Among the 2.7 million claims, over 1 million are off with depression, anxiety or mental health disorders, many of them brought about by the pressures of work or working conditions in the first place.

The reforms will see a clerk, unqualified in medicine, ensconced in the doctor's surgery. New patients, after receiving their sick notes, will have to go and see the clerk, who will decide which jobs the patient could do and what jobs are available. Failure to comply with the clerk, make yourself available for interviews and so on, will see your benefit reduced by £22 per week. If it were not so serious it would be laughable. Doctors who don't issue sick lines will qualify for a financial bonus. Councils who reduce the levels of claimants in their districts will receive incentives. It is truly incredible.

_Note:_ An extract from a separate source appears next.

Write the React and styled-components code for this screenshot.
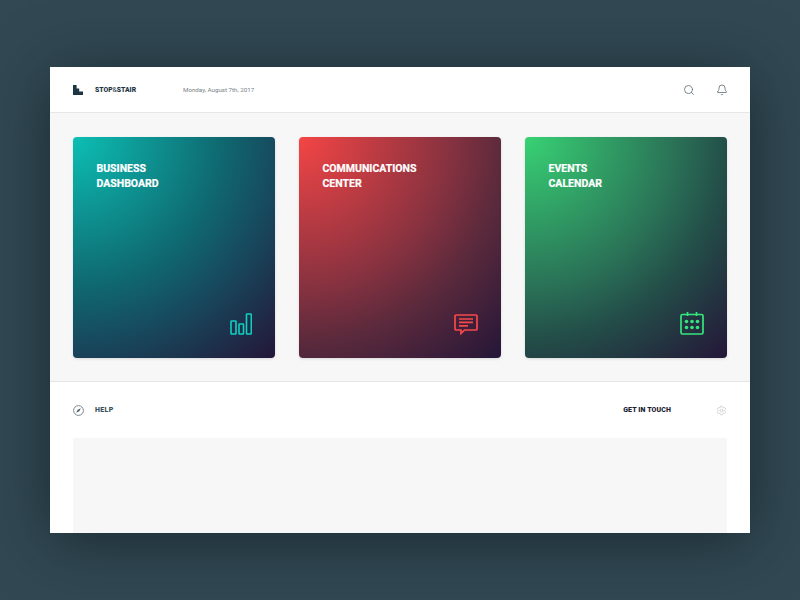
import React from "react";
import styled, { createGlobalStyle } from "styled-components";
import { Search, Bell, Settings } from "lucide-react";

const GlobalStyle = createGlobalStyle`
  html, body {
    margin: 0;
    padding: 0;
    height: 100%;
  }
  body {
    background-color: #324954;
    font-family: "Roboto", "Noto Sans", sans-serif;
    overflow: hidden;
  }
`;

const cards = [
  {
    title: ["BUSINESS", "DASHBOARD"],
    stops: ["#0cbfb4", "#0f6870", "#174a5e"],
    accent: "#0fcfc0",
    icon: "bars",
  },
  {
    title: ["COMMUNICATIONS", "CENTER"],
    stops: ["#f44545", "#883240", "#5c2a3c"],
    accent: "#f8484a",
    icon: "chat",
  },
  {
    title: ["EVENTS", "CALENDAR"],
    stops: ["#38d274", "#2a7257", "#234d48"],
    accent: "#35e67e",
    icon: "calendar",
  },
];

function CardIcon({ type, color }) {
  if (type === "bars") {
    return (
      <svg width="22" height="22" viewBox="0 0 22 22" fill="none" stroke={color} strokeWidth="1.6">
        <rect x="1" y="8" width="5" height="13" rx="0.5" />
        <rect x="9" y="11" width="4.5" height="10" rx="0.5" />
        <rect x="16.5" y="1" width="4.8" height="20" rx="0.5" />
      </svg>
    );
  }
  if (type === "chat") {
    return (
      <svg width="24" height="21" viewBox="0 0 24 21" fill="none" stroke={color} strokeWidth="1.7">
        <path d="M2 1h20a1 1 0 0 1 1 1v13a1 1 0 0 1-1 1H10.5L7 19.5V16H2a1 1 0 0 1-1-1V2a1 1 0 0 1 1-1z" />
        <path d="M5 5h14M5 8.4h14M5 11.8h9" />
      </svg>
    );
  }
  return (
    <svg width="24" height="23" viewBox="0 0 24 23" fill="none" stroke={color} strokeWidth="1.7">
      <rect x="1" y="2.5" width="22" height="19.5" rx="1.5" />
      <path d="M7.5 0v4M16.5 0v4" />
      <g fill={color} stroke="none">
        <circle cx="6.5" cy="9.5" r="1.8" />
        <circle cx="12" cy="9.5" r="1.8" />
        <circle cx="17.5" cy="9.5" r="1.8" />
        <circle cx="6.5" cy="15.5" r="1.8" />
        <circle cx="12" cy="15.5" r="1.8" />
        <circle cx="17.5" cy="15.5" r="1.8" />
      </g>
    </svg>
  );
}

export default function App() {
  return (
    <Page>
      <GlobalStyle />
      <Window>
        <Header>
          <Brand>
            <Logo viewBox="0 0 10 10">
              <path d="M0 0h3.6v3.4h2.6v3h3.8V10H0z" fill="#1d3442" />
            </Logo>
            <BrandName>
              STOP<Amp>&amp;</Amp>STAIR
            </BrandName>
          </Brand>
          <DateText>Monday, August 7th, 2017</DateText>
          <HeaderIcons>
            <Search size={12} strokeWidth={1.6} color="#5d6a72" />
            <Bell size={12} strokeWidth={1.6} color="#5d6a72" />
          </HeaderIcons>
        </Header>
        <CardSection>
          {cards.map((card) => (
            <Card key={card.icon} $stops={card.stops}>
              <CardTitle>
                {card.title[0]}
                <br />
                {card.title[1]}
              </CardTitle>
              <CardIconWrap>
                <CardIcon type={card.icon} color={card.accent} />
              </CardIconWrap>
            </Card>
          ))}
        </CardSection>
        <Footer>
          <HelpRow>
            <HelpLeft>
              <svg width="11" height="11" viewBox="0 0 11 11" fill="none">
                <circle cx="5.5" cy="5.5" r="4.9" stroke="#6b7a83" strokeWidth="0.9" />
                <path d="M7.8 3.2 6.3 6.3 3.2 7.8 4.7 4.7z" fill="#4c5f6a" />
              </svg>
              <HelpLabel>HELP</HelpLabel>
            </HelpLeft>
            <HelpRight>
              <TouchLink>GET IN TOUCH</TouchLink>
              <Settings size={11} strokeWidth={1.3} color="#b9bec1" />
            </HelpRight>
          </HelpRow>
          <GreyPanel />
        </Footer>
      </Window>
    </Page>
  );
}

const Page = styled.div`
  height: 600px;
  padding-top: 67px;
  box-sizing: border-box;
  display: flex;
  justify-content: center;
`;

const Window = styled.div`
  width: 700px;
  height: 466px;
  overflow: hidden;
  background-color: #ffffff;
  box-shadow: 0 8px 60px rgba(16, 28, 34, 0.7);
`;

const Header = styled.div`
  height: 45px;
  padding: 0 22px 0 23px;
  display: flex;
  align-items: center;
  border-bottom: 1px solid #e6e6e6;
`;

const Brand = styled.div`
  width: 110px;
  display: flex;
  align-items: center;
  gap: 12px;
`;

const Logo = styled.svg`
  width: 10px;
  height: 10px;
`;

const BrandName = styled.div`
  font-size: 6.8px;
  font-weight: 900;
  color: #1d3442;
`;

const Amp = styled.span`
  font-weight: 400;
`;

const DateText = styled.div`
  font-size: 6.2px;
  color: #777f84;
`;

const HeaderIcons = styled.div`
  margin-left: auto;
  display: flex;
  align-items: center;
  gap: 21px;
`;

const CardSection = styled.div`
  height: 269px;
  box-sizing: border-box;
  padding: 24px 23px;
  display: grid;
  grid-template-columns: repeat(3, 202px);
  justify-content: space-between;
  background-color: #f7f7f7;
  border-bottom: 1px solid #e6e6e6;
`;

const Card = styled.div`
  position: relative;
  height: 221px;
  box-sizing: border-box;
  padding: 24px 24px 24px 23.5px;
  border-radius: 4px;
  background: radial-gradient(
    circle farthest-corner at 0 0,
    ${({ $stops }) => $stops[0]} 0%,
    ${({ $stops }) => $stops[1]} 50%,
    ${({ $stops }) => $stops[2]} 68%,
    #241638 100%
  );
  box-shadow: 0 1px 3px rgba(0, 0, 0, 0.12);
`;

const CardTitle = styled.div`
  font-size: 10.5px;
  line-height: 15px;
  font-weight: 700;
  color: #ffffff;
  -webkit-text-stroke: 0.2px #ffffff;
`;

const CardIconWrap = styled.div`
  position: absolute;
  right: 23px;
  bottom: 23px;
  line-height: 0;
`;

const Footer = styled.div`
  padding: 0 23px;
`;

const HelpRow = styled.div`
  height: 56px;
  display: flex;
  align-items: center;
  justify-content: space-between;
`;

const HelpLeft = styled.div`
  display: flex;
  align-items: center;
  gap: 11px;
`;

const HelpLabel = styled.div`
  font-size: 7px;
  font-weight: 900;
  letter-spacing: 0.35px;
  color: #3a4f5a;
`;

const HelpRight = styled.div`
  display: flex;
  align-items: center;
  gap: 45px;
`;

const TouchLink = styled.div`
  font-size: 7px;
  font-weight: 900;
  letter-spacing: 0.1px;
  color: #1a2230;
`;

const GreyPanel = styled.div`
  height: 120px;
  background-color: #f7f7f7;
`;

Yet with a 3-figure majority in 1999, Blair withdrew similar proposals when 65 Labour MPs voted against the reforms. Now Blair commands only a 67 majority. Hutton has written to the MPs whose constituencies fall within the top 100 for claiming Incapacity Benefit (almost exclusively Labour) encouraging them to vote for the proposal, but it seems likely that there will again be a back-bench revolt.

Health, of course, is not just the absence of illness - it is a positive sense of well-being. Surely no one would disagree with the claim that someone's recovery from illness is intimately related to their psychological condition as well as their physical. People who are emotionally secure and reassured will obviously recover more easily than those who are frightened or unhappy or stressed. And this is the nub of the matter. Of the 1 million sick that are mentally ill, the proposals clearly do not recognise how debilitating mental health problems can be.

We also now have a massive drugs problem which was absent 25 years ago. These people live their lives in such a shambolic way, always bordering on criminality and in regularly collisions with the authorities in some form or another that it may be well near impossible for them to hold down a steady job. 27 million prescriptions are dished out every year in Britain for tranquillisers and anti-depressants. The number of children on anti-depressants has more than doubled since 1995 from just over 13,000 to just over 27,000. Are we to believe that all these people are swinging the lead?

The Scottish Association on Mental Health have made their concerns known and they are not alone in their worries over the reforms. Marjory Wallace, spokesperson for the mental health support group, SANE, said, "These proposals could disturb an often fragile balance, trigger relapse and worsen symptoms".